Y es verdad que, por mucho tiempo, Sofía fue percibida como una figura imponente, poco afectuosa, incluso fría. A pocos años de su desaparición, sorprende comprobar, al hacer circular esta fotografía para recabar información, la intensa nostalgia que moviliza. Sofía Ímber es, a no dudarlo, una persona muy querida, símbolo de lo bueno, lo sano y lo hermoso de Venezuela.

Las joyas

—La ocasión debe ser importante, -dice Adriana Meneses- porque tiene las prendas que adoraba. La sortija de diamante que le regaló Carlos [Rangel, su esposo]. Con un montaje muy sencillo. La vendió ella, hace años, después de que salió del museo, cuando la situación económica se volvió complicada. 

“En algún momento dejó de usar prendas en Venezuela, pero en la foto lleva las pulseras: la gruesa, que sobresale y está como por encima de las demás, había sido de su madre, Ana Barú, quien la trajo de Rusia, cuando ella y sus dos hijas vinieron a Venezuela a reunirse con su esposo Naum Ímber, quien había llegado tres años antes. Y lleva también tres pulseras antiguas, cada una con una piedra distinta, esmeralda, lapislázuli y rubí. Lleva sus zarcillos de diamantes. Los collares no se ven mucho, pero mi mamá siempre llevaba una cadena de oro, un dije en forma de manito (las que se usan para leer la Torá en la religión judía), así como una collar de finales del siglo XVIII, que había comprado en Inglaterra y era de esas cosas de las que nunca se separaba”.

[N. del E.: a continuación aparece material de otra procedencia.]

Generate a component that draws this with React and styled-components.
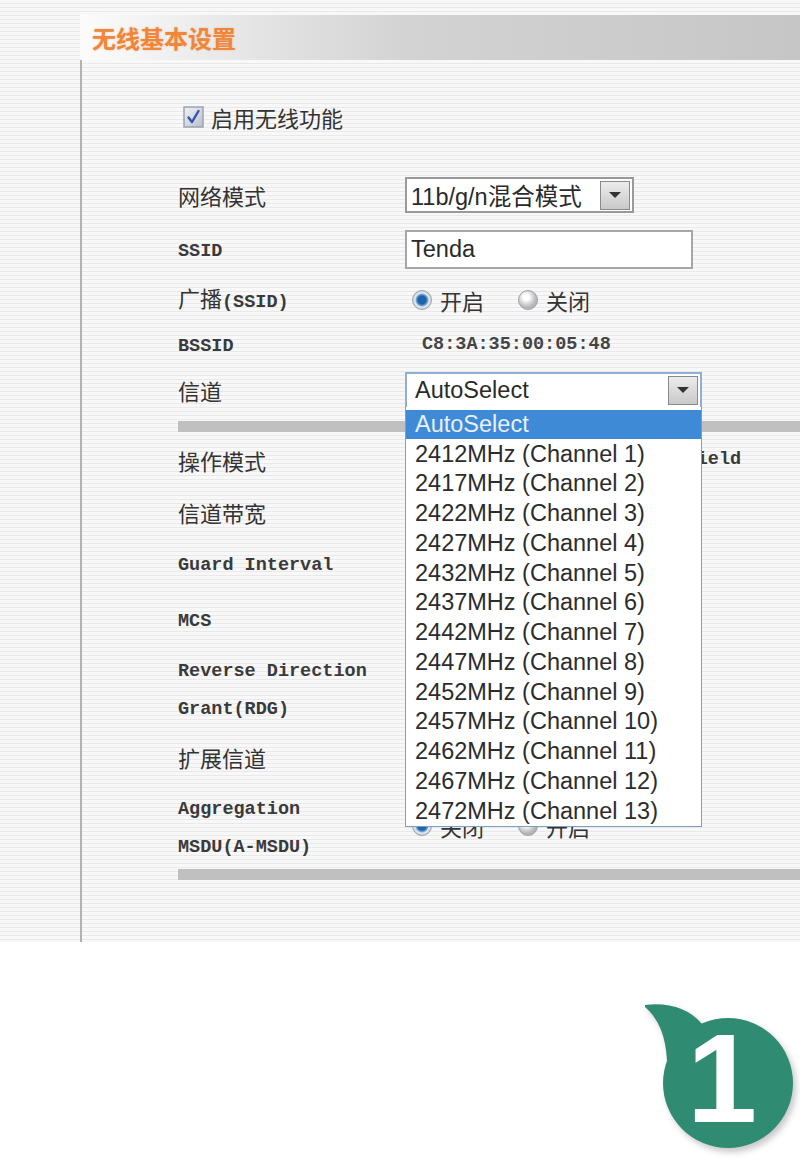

A Adriana le extraña ver un solo reloj en la muñeca de su madre. “En la foto solo se ve uno, el Jaeger-LeCoultre, planito, pero desde que yo recuerde ella usaba dos relojes, porque era obsesiva con la puntualidad y no toleraba que se hiciera perder el tiempo de nadie. Los dos tenían la misma hora, no es que tuviera uno con una alternativa o simbólica, es que le encantaban. Tenía una linda colección. Mi mamá tenía una cierta fijación con el tiempo y los relojes”.